The Highway 17 bus between Santa Cruz and San Jose CA is a mode of transportation near and dear to my heart. It’s the daily ride “over the hill” for myself and hundreds of others for work, school and outings. Santa Cruz Metro, which operates this bus service, increased one-way and roundtrip fares 40%, and the price of 31-day passes shot up 30% effective September 10, 2015. Just released ridership numbers show fewer passengers use the Highway 17 bus on a daily basis.
A significant fare hike effective on September 10 may have impacted Highway 17 use.
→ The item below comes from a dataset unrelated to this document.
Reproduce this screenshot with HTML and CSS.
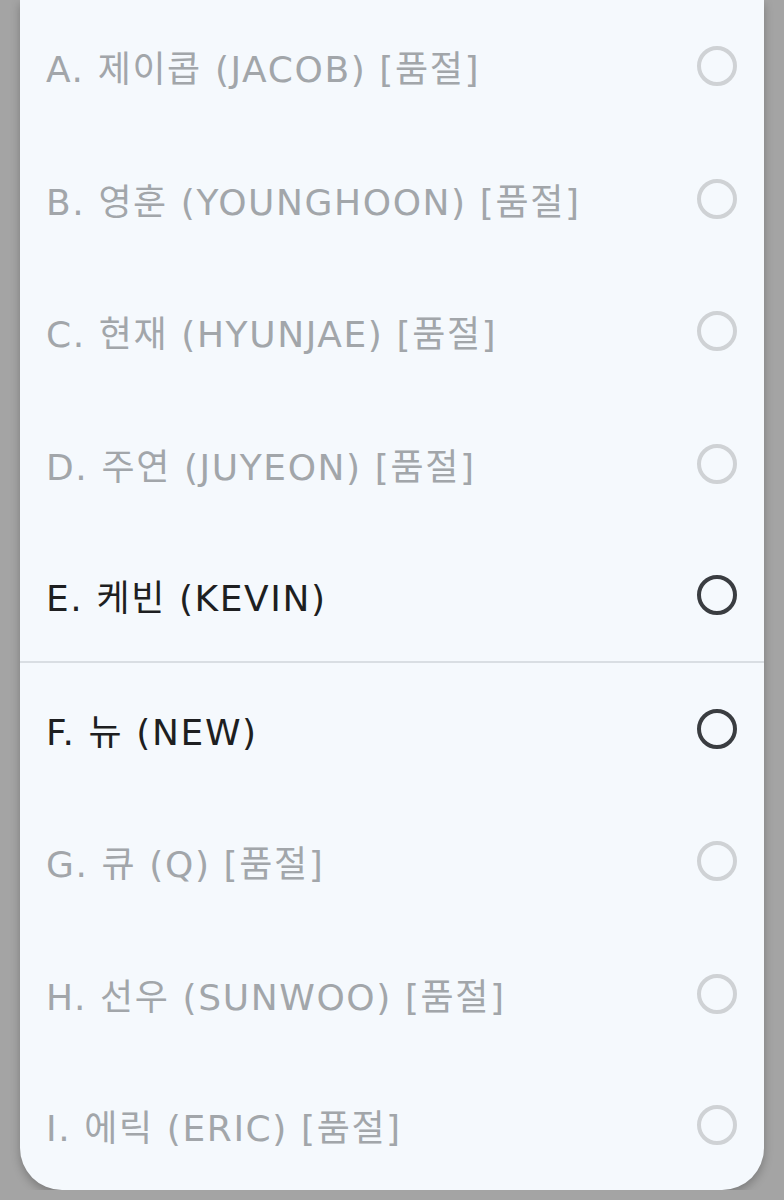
FILE: index.html
```html
<!DOCTYPE html>
<html lang="ko">
<head>
  <meta charset="UTF-8">
  <title>멤버 선택</title>
  <link rel="stylesheet" href="styles.css">
</head>
<body>
  <div class="sheet">
    <ul class="options">
      <li class="option sold-out"><span class="label">A. 제이콥 (JACOB) [품절]</span><span class="radio"></span></li>
      <li class="option sold-out"><span class="label">B. 영훈 (YOUNGHOON) [품절]</span><span class="radio"></span></li>
      <li class="option sold-out"><span class="label">C. 현재 (HYUNJAE) [품절]</span><span class="radio"></span></li>
      <li class="option sold-out"><span class="label">D. 주연 (JUYEON) [품절]</span><span class="radio"></span></li>
      <li class="option divided"><span class="label">E. 케빈 (KEVIN)</span><span class="radio"></span></li>
      <li class="option"><span class="label">F. 뉴 (NEW)</span><span class="radio"></span></li>
      <li class="option sold-out"><span class="label">G. 큐 (Q) [품절]</span><span class="radio"></span></li>
      <li class="option sold-out"><span class="label">H. 선우 (SUNWOO) [품절]</span><span class="radio"></span></li>
      <li class="option sold-out"><span class="label">I. 에릭 (ERIC) [품절]</span><span class="radio"></span></li>
    </ul>
  </div>
</body>
</html>
```

FILE: styles.css
```css
body { margin: 0; padding: 0; background-color: #a4a4a4; font-family: "DejaVu Sans", "Noto Sans CJK KR", sans-serif; overflow: hidden; }

.sheet {
  margin: 0 20px;
  padding-top: 0;
  background-color: #f5f9fd;
  border-radius: 0 0 42px 42px;
  box-shadow: 0 4px 10px rgba(0,0,0,0.25);
}
.options { list-style-type: none; margin: 0; padding: 0; }
.option {
  height: 132.5px;
  box-sizing: border-box;
  display: flex;
  align-items: center;
  justify-content: space-between;
  padding: 0 27px 0 26px;
  color: #1e1f21;
  font-size: 36px;
  letter-spacing: 1.6px;
}
.option:last-child { height: 130px; }
.option.divided { border-bottom: 2px solid #d9dee3; }
.option.sold-out { color: #a2a6aa; }

.radio {
  width: 40px;
  height: 40px;
  box-sizing: border-box;
  border: 4px solid #3a3d41;
  border-radius: 50%;
}
.sold-out .radio { border-color: #cfd2d5; }
```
The September 2015 ridership report shows a 7.5% decrease in ridership compared to a year ago, while local routes in Santa Cruz show flat ridership compared against 2014 (after removing confounding UCSC factors, where ridership increased an astounding 102% for various reasons, including higher enrollment, a new route, and school scheduling). In general, dramatically lower gasoline prices reduce ridership, while higher employment increase ridership, so it’s difficult to determine how much the fare increase reduced Highway 17 ridership.
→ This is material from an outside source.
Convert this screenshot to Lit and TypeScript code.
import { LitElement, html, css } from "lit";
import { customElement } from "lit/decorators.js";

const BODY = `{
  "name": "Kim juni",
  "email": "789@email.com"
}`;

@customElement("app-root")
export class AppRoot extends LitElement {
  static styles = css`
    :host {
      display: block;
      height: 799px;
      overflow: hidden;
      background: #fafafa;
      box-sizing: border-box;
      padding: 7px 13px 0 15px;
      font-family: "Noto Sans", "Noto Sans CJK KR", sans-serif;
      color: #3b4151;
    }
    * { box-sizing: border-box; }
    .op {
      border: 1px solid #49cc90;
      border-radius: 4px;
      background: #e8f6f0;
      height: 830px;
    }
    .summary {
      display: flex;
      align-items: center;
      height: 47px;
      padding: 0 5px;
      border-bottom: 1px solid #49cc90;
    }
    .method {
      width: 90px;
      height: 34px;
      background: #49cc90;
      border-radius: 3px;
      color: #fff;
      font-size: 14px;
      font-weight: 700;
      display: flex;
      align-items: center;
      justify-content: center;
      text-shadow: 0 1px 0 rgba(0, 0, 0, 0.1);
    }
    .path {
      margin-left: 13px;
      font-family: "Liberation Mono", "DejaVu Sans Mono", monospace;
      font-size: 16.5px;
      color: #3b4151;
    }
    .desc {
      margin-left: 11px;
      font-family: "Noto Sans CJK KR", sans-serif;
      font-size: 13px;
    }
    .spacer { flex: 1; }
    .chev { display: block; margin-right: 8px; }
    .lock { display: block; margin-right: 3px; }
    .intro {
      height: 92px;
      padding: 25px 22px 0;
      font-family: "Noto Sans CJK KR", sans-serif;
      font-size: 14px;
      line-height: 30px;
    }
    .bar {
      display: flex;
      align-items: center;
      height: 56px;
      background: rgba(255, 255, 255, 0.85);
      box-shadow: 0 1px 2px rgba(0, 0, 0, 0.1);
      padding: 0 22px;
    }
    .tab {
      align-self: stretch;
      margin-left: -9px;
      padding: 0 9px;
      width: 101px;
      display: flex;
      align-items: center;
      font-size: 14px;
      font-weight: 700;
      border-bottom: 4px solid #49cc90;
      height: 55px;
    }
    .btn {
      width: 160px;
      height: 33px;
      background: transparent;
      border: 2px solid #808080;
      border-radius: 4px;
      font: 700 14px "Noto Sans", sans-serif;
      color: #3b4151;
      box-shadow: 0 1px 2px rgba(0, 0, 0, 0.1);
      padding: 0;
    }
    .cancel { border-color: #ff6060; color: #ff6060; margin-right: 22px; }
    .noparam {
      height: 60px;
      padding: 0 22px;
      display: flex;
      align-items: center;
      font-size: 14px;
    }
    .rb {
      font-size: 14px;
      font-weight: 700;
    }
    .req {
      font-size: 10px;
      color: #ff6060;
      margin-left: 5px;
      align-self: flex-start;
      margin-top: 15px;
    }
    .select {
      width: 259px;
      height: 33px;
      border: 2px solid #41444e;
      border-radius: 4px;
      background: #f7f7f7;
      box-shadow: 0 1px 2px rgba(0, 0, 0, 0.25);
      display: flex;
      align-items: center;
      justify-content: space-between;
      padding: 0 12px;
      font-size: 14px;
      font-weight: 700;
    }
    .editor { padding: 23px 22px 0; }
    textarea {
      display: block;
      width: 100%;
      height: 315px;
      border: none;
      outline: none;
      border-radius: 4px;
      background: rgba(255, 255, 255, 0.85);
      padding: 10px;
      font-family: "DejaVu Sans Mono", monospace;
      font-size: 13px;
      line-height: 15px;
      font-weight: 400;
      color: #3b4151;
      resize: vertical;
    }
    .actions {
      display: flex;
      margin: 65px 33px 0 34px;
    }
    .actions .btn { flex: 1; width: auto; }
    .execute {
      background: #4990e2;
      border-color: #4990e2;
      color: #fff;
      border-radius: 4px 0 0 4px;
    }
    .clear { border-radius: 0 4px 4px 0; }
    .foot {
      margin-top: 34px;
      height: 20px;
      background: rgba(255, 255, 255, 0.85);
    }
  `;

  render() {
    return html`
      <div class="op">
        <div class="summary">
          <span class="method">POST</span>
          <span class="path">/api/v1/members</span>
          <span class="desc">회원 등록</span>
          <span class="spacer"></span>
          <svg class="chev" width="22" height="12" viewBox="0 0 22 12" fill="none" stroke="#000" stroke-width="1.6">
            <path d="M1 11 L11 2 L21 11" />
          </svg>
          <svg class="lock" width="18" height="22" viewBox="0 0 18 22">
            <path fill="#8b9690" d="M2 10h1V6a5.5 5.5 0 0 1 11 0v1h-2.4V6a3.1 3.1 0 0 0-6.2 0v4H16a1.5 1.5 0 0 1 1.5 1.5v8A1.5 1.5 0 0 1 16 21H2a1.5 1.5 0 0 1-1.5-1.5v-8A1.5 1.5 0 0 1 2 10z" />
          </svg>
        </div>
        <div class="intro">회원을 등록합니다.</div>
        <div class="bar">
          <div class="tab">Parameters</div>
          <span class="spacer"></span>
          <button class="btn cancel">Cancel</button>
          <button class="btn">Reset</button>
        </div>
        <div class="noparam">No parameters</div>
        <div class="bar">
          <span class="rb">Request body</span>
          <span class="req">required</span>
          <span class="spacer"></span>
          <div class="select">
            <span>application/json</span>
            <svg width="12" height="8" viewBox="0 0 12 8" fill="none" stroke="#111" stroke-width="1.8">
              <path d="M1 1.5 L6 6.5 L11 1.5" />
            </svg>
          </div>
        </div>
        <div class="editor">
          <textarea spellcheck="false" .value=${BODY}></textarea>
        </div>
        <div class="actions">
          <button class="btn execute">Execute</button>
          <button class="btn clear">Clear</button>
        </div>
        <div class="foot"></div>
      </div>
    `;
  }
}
Santa Cruz Metro staff predicted a 10% drop in ridership for Highway 17 due to the fare increase, while I anticipated a possible greater decrease that I briefly explained in this post. Most daily riders purchase a 31-day pass, with several people I know stockpiling several passes before the fare hike, so the fare increase won’t effect them until these passes are used up. We won’t know the true impact of this fare increase until the October ridership report is available next March or April.
Once activated, the $145 Highway 17 pass is good for 31 days. I carpool with my wife one day each week, bike the entire way to my office at least a couple of times per month, and work from home at least twice monthly, so this works out to 14 to 16 days of use for my pass. That works out to as much as ten American dollars each day I ride the bus. Compare against the five bucks worth of gas and free parking for most people traveling to the South Bay from Santa Cruz, and the personal economics of riding the bus don’t make sense. It’s no wonder the “choice” riders this service is supposed to attract are abandoning the Highway 17.